On the law books, pets are viewed as personal property, much as the living room chaise longue, says Mr. Wolfson. This classification leads to a certain diminution of cases such as veterinary malpractice suits, in which damage awards pertain only to the monetary value of the pet but ignore the pet's emotional value, he says. But in the area of custody battles, many family law courts are increasingly recognizing, both in language and in rulings, that for many of America's 160 million-plus pet owners, animals are much more special than a sofa.

Indeed, lengthy and often expensive custody battles are taking place across the US to determine where Rover would be happier living.

Sometimes the battles get ugly. Take the case of Gigi - a pointer-greyhound mix living in San Diego - who captured national attention last year as her former guardians went through a difficult divorce using the dog, say critics, as a pawn. The joint-custody agreement wasn't working, each agreed, but both wanted to be the primary caretaker. The court brought in an animal behaviorist to do a "bonding study" (a minor flap erupted when it transpired that the husband had hired a different animal behaviorist to prepare him for the official visit). It even entertained a "day in the life of Gigi" video proffered by the wife's divorce lawyer, which showed Gigi snoozing under her chair at work and playing on the beach. After months of negotiations and more than $150,000 in legal fees, the court awarded full custody to the wife.

In another case, Lynn Goldstein of Louisville, Ky., went to jail last May for 30 days for refusing court orders to turn over cats Beanie and Kacey to her ex-husband, Tom Nichols, and then lying under oath that they had run away. A private investigator hired by Mr. Nichols had videotaped her sneaking the felines over to a friend's office late at night. Today she is out of jail and has requested visitation rights.

To avoid such crises, a new website dedicated to the subject, www.petcustody.com (motto: "We're family too"), allows engaged couples to download pet prenuptial forms, and recommends that people get their affairs in order early. "Always, always, always put clear, concise language in prenups that cover your pet," counsels the site. "Abuse, abandonment, homelessness, and possible euthanasia are real risks when families forget to protect their pets from life's most unpredictable circumstances."

"We spend an increasing amount of time with our pets in today's world and form deep relations with them," says Nancy Peterson of the Humane Society of the United States.

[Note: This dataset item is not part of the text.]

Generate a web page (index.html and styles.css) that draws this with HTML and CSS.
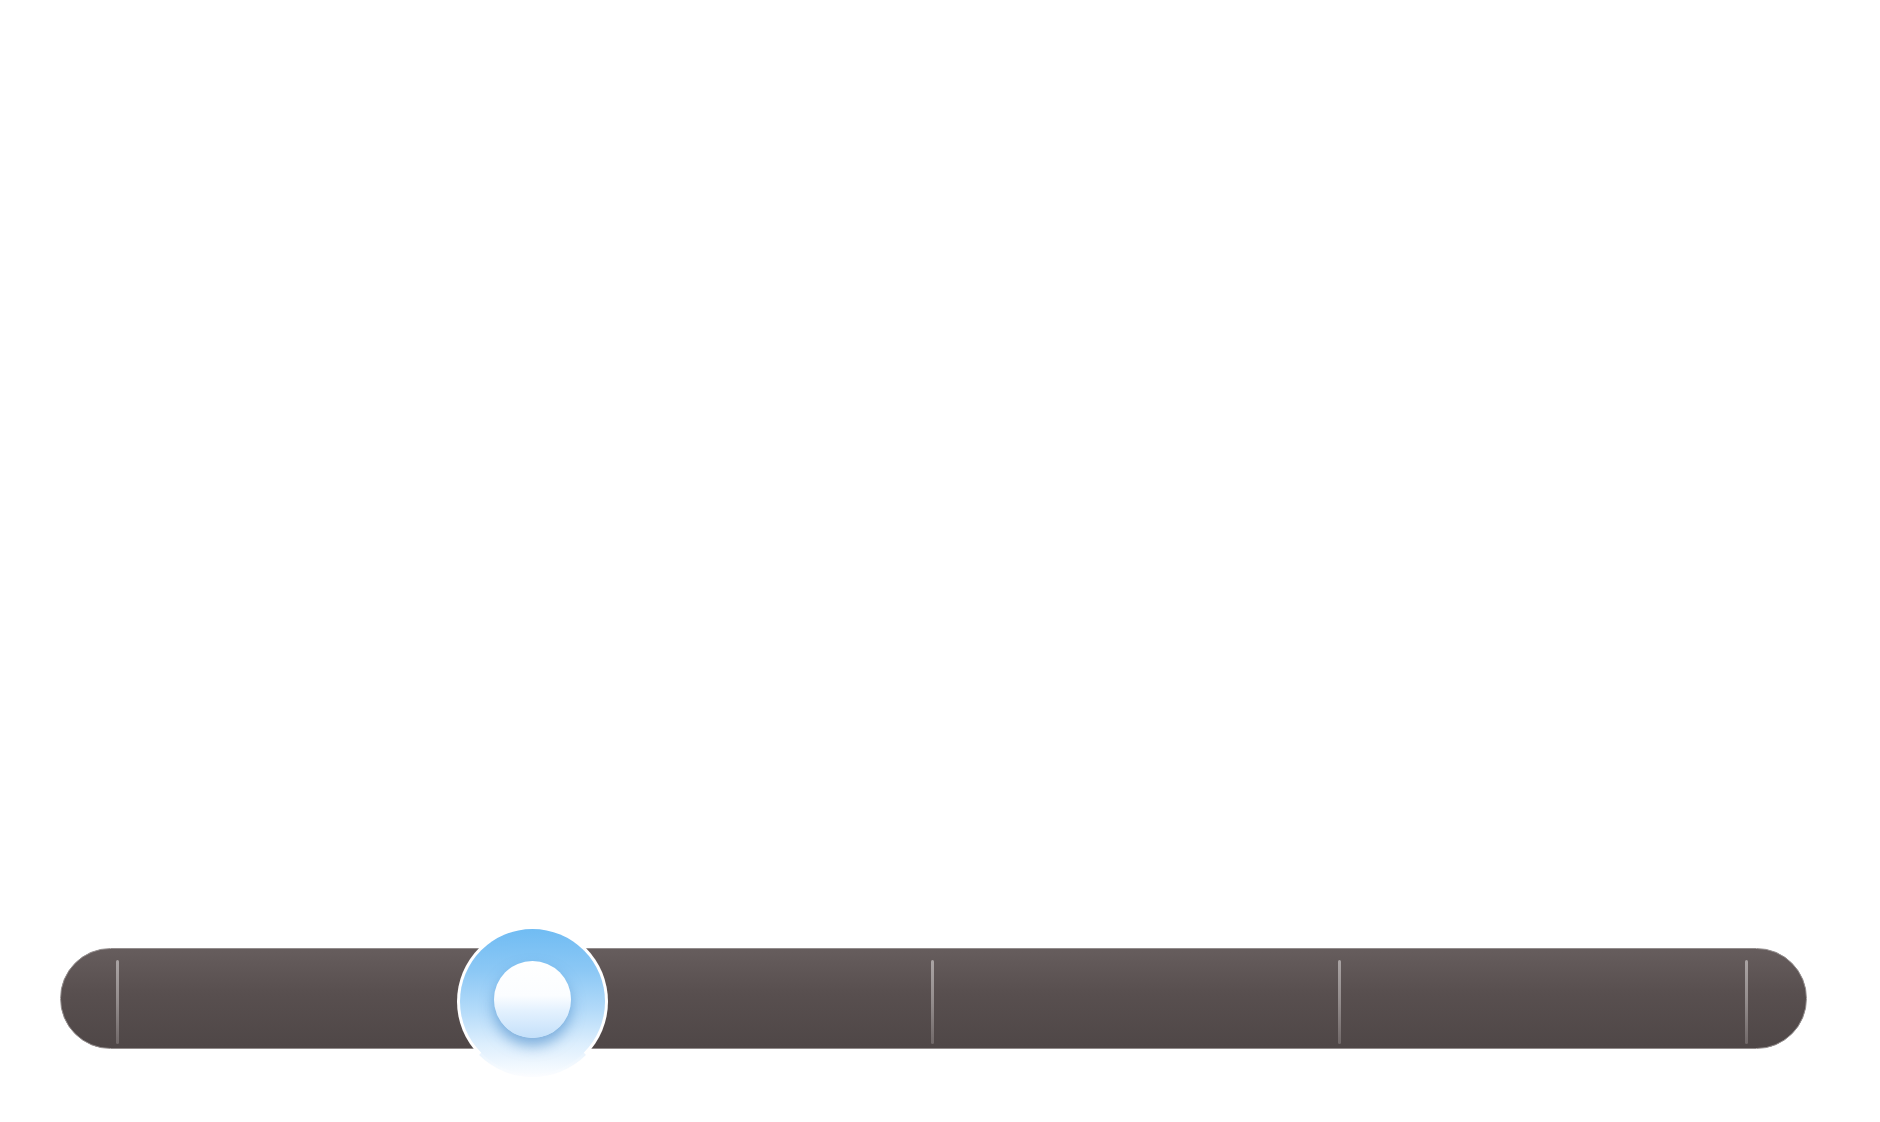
FILE: index.html
```html
<!DOCTYPE html>
<html>
<head>
<meta charset="utf-8">
<link rel="stylesheet" href="styles.css">
</head>
<body>
<div class="page">
  <div class="slider">
    <div class="ticks">
      <span class="tick"></span>
      <span class="tick"></span>
      <span class="tick"></span>
      <span class="tick"></span>
      <span class="tick"></span>
    </div>
    <div class="knob"><div class="knob-core"></div></div>
  </div>
</div>
</body>
</html>
```
FILE: styles.css
```css
html, body {
  margin: 0;
  padding: 0;
  background: #fff;
  font-family: "Liberation Sans", Arial, sans-serif;
}
.page {
  width: 1880px;
  height: 1122px;
  box-sizing: border-box;
  padding: 948px 0 0 60px;
  overflow: hidden;
}
.slider {
  position: relative;
  width: 1747px;
  height: 101px;
  box-sizing: border-box;
  border-radius: 9999px;
  border: 1.5px solid #928c8c;
  background: linear-gradient(180deg, #665d5d 0%, #584f4f 45%, #4f4747 100%);
}
.ticks {
  display: flex;
  justify-content: space-between;
  padding: 11px 58px 0 55px;
  height: 84px;
}
.tick {
  width: 3px;
  height: 84px;
  border-radius: 2px;
  background: linear-gradient(180deg, #aaa4a4 0%, #938c8c 50%, #716969 100%);
}
.knob {
  position: absolute;
  left: 396px;
  top: -23px;
  width: 151px;
  height: 151px;
  box-sizing: border-box;
  border-radius: 50%;
  border: 3px solid #fff;
  border-bottom-color: rgba(255,255,255,0.2);
  background: linear-gradient(180deg, #6ebbf3 0%, #8cc8f5 30%, #b2daf9 55%, #dceefd 78%, #fbfdff 100%) border-box;
}
.knob-core {
  position: absolute;
  left: 34px;
  top: 32px;
  width: 77px;
  height: 77px;
  border-radius: 50%;
  background: linear-gradient(180deg, #ffffff 0%, #fbfdff 45%, #e3f1fe 65%, #c4e0fa 100%);
  box-shadow: 0 8px 14px rgba(55, 125, 195, 0.55);
}
```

More people marry at a later age, wait to have children, or decide not to have them at all, she notes. Similarly, more people move away from their parents, and a growing number of them get divorced. "Pets are sometimes the one constant in our lives," she says. "Wanting to protect that bond and find the best solution for the pets and ourselves during a divorce or separation is only natural."

Five years after Stephens and Shoesmith formalized their divorce (complete with a section on the animal arrangements), circumstances have changed. Violet the cat has died, as have Nike and Shay. Differences in their "parenting" styles have been addressed, says Shoesmith, and each is now complimentary of the other's care for the animals.

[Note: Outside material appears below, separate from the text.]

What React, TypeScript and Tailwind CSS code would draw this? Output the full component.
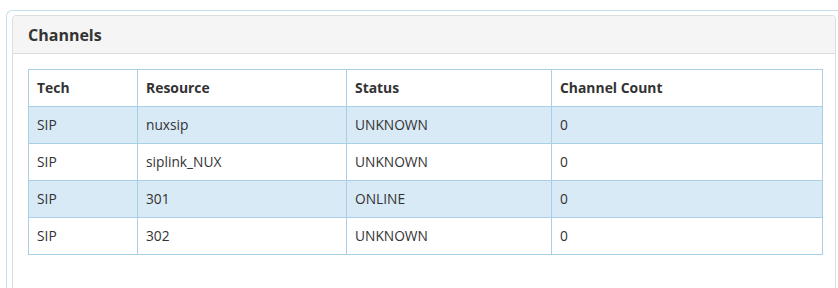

Whereas they used to meet for the handoff at a halfway point between their homes - conducted the transfer as if it were a "shift change at a hospital," Shoesmith recalls - today the former couple are just as likely to drive all the way over to each other's home. The custody setup has worked, they say, to the benefit of all.

"When you come home from a handoff, the house feels empty, lonely," says Mr. Stephens as he begins collecting the harness, leash, dog bowl, and medicine he will pass on to Shoesmith when Misha is transferred later in the day.

"But we both felt that having both guardians in the picture meant we could take better care of the dogs. It has been for the best."